Not only does Obama “owe” the unions for their political and financial support during his election campaign, but Obama also desperately needs the help of labor unions to mobilize support at the grassroots level for his health care reform.
Also, the timing is funny for two reasons.
First, President Obama will meet with China’s leaders when he hosts a meeting in Pittsburgh with members of the Group of 20 later this month. I’m sure that will be a very icy meeting.
Secondly, Obama is making his first trip to China in November. That’s good because he has some serious fence-mending to do with the Chinese, but the President might as well throw hot sauce in the Chinese leaders’ eyes because he has also scheduled a meeting with the Dalai Lama … a MAJOR insult to the Chinese.
China has vocally criticized governments that permit visits by the Dalai Lama, who is considered by the Chinese government to be a separatist leader who wants to divide the country.
Human rights issues aside, I don’t think we should be going hat-in-hand to our largest creditor — and at the same time erect trade protectionist measures or meddle in someone else’s business. It’s just bad economic policy. Period.
The Investor Perspective
What’s this mean for your investments? Any decline in relations between the U.S. and China does not bode well for the U.S. economy, nor the global economy.
It’s likely, at some point, to (1) send interest rates higher as the Chinese become more and more reluctant to lend us money and (2) also drive the Chinese to diversify their reserves and assets away from the U.S. dollar.
The best way to protect your portfolio and even profit from the falling dollar is to add some non-dollar denominated investments to your portfolio. That is exactly what I am recommending that you do this month.

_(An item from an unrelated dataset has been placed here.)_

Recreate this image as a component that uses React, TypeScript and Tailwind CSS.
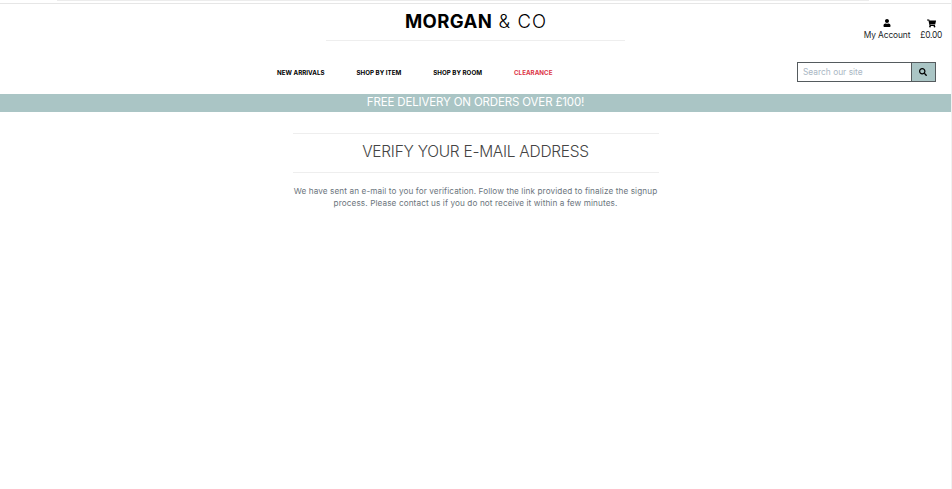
import { FaSearch, FaShoppingCart, FaUser } from "react-icons/fa";

export default function App() {
  return (
    <div className="flex h-[489px] w-[952px] flex-col overflow-hidden border-r border-[#f1f1f1] bg-white font-['Inter','Liberation_Sans',sans-serif] text-black">
      <div className="flex h-1 shrink-0 justify-center border-b border-[#e6e6e6] pr-[25px]">
        <div className="h-px w-[812px] bg-[#ececec]" />
      </div>
      <header className="grid h-[90px] shrink-0 grid-cols-[326px_299px_1fr] grid-rows-[37px_53px]">
        <div className="col-start-2 flex h-[37px] items-start justify-center border-b border-[#eeeeee] pt-[5px] pl-px text-[18.5px] leading-6 whitespace-pre">
          <span className="font-bold tracking-[0.4px]">MORGAN</span>
          <span className="font-light tracking-[1.1px]"> &amp; CO</span>
        </div>
        <div className="col-start-3 flex justify-end gap-[10px] pt-[15px] pr-[9px] text-[8.4px] text-[#212529]">
          <a className="flex flex-col items-center">
            <FaUser className="size-2 text-black" />
            <span className="mt-[2px] leading-3 tracking-[-0.12px] whitespace-nowrap">My Account</span>
          </a>
          <a className="flex flex-col items-center">
            <FaShoppingCart className="size-[9px] text-black" />
            <span className="mt-px leading-3 tracking-[-0.25px]">£0.00</span>
          </a>
        </div>
        <nav className="col-span-2 col-start-1 row-start-2 flex gap-8 pt-[26px] pl-[277px] text-[6.2px] leading-3 font-bold tracking-[0.03px] whitespace-nowrap">
          <a>NEW ARRIVALS</a>
          <a>SHOP BY ITEM</a>
          <a>SHOP BY ROOM</a>
          <a className="text-[#dc3545]">CLEARANCE</a>
        </nav>
        <form className="col-start-3 row-start-2 mt-[21px] mr-[15px] flex h-5 w-[139px] justify-self-end border border-[#555b5e]">
          <input
            className="w-[113px] min-w-0 shrink-0 pr-1.5 pl-[5px] text-[8.4px] outline-none placeholder:text-[#aab7c4]"
            placeholder="Search our site"
          />
          <button type="button" className="flex flex-1 items-center justify-center border-l border-[#555b5e] bg-[#aac5c5] pr-px">
            <FaSearch className="size-2" />
          </button>
        </form>
      </header>
      <div className="flex h-[18px] shrink-0 items-center justify-center bg-[#aac5c5] text-[11.5px] tracking-[-0.15px] text-white">
        FREE DELIVERY ON ORDERS OVER £100!
      </div>
      <main className="mx-auto mt-[21px] w-[366px] text-center">
        <h1 className="flex h-10 items-center justify-center border-y border-[#eeeeee] pb-[3px] text-[15.5px] font-[350] tracking-[-0.27px] text-[#444444]">
          VERIFY YOUR E-MAIL ADDRESS
        </h1>
        <p className="mt-3 text-[8.2px] leading-3 tracking-[0.1px] whitespace-nowrap text-[#6c757d]">
          We have sent an e-mail to you for verification. Follow the link provided to finalize the signup
          <br />
          process. Please contact us if you do not receive it within a few minutes.
        </p>
      </main>
    </div>
  );
}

What I am talking about is the Merk Hard Currency Fund (MERKX). Never heard of it? Don’t feel bad because few people have.
MERKX is similar to a money market fund in that it keeps the average maturity of its holdings to less than 90 days and invests primarily in top-quality government debt.
Its similarities with money funds ends there, though. Instead of investing in U.S. government debt, MERKX invests in the debt of foreign countries.
Not just any countries, but only those of established countries that follow a sound economic, fiscal, and monetary policy, such as Switzerland. The fund does not invest in any emerging-market debt.
The $250 million fund, launched in 2005, is a pure play on “hard” currencies and even includes a small amount of gold in its holdings.
What you end up with is a liquid portfolio of short duration, high credit quality, non-U.S. government debt of countries that pursue sound monetary policies.
I’m not the only fan of MERKX. The folks at Morningstar, who know a thing or two about mutual funds, have given MERKX its coveted 5-star rating from a pool of 183 world bond competitors.
The minimum investment is $2,500 or $1,000 for retirement accounts, such as IRAs. The fund is no-load and has no redemption fees or minimum holding periods.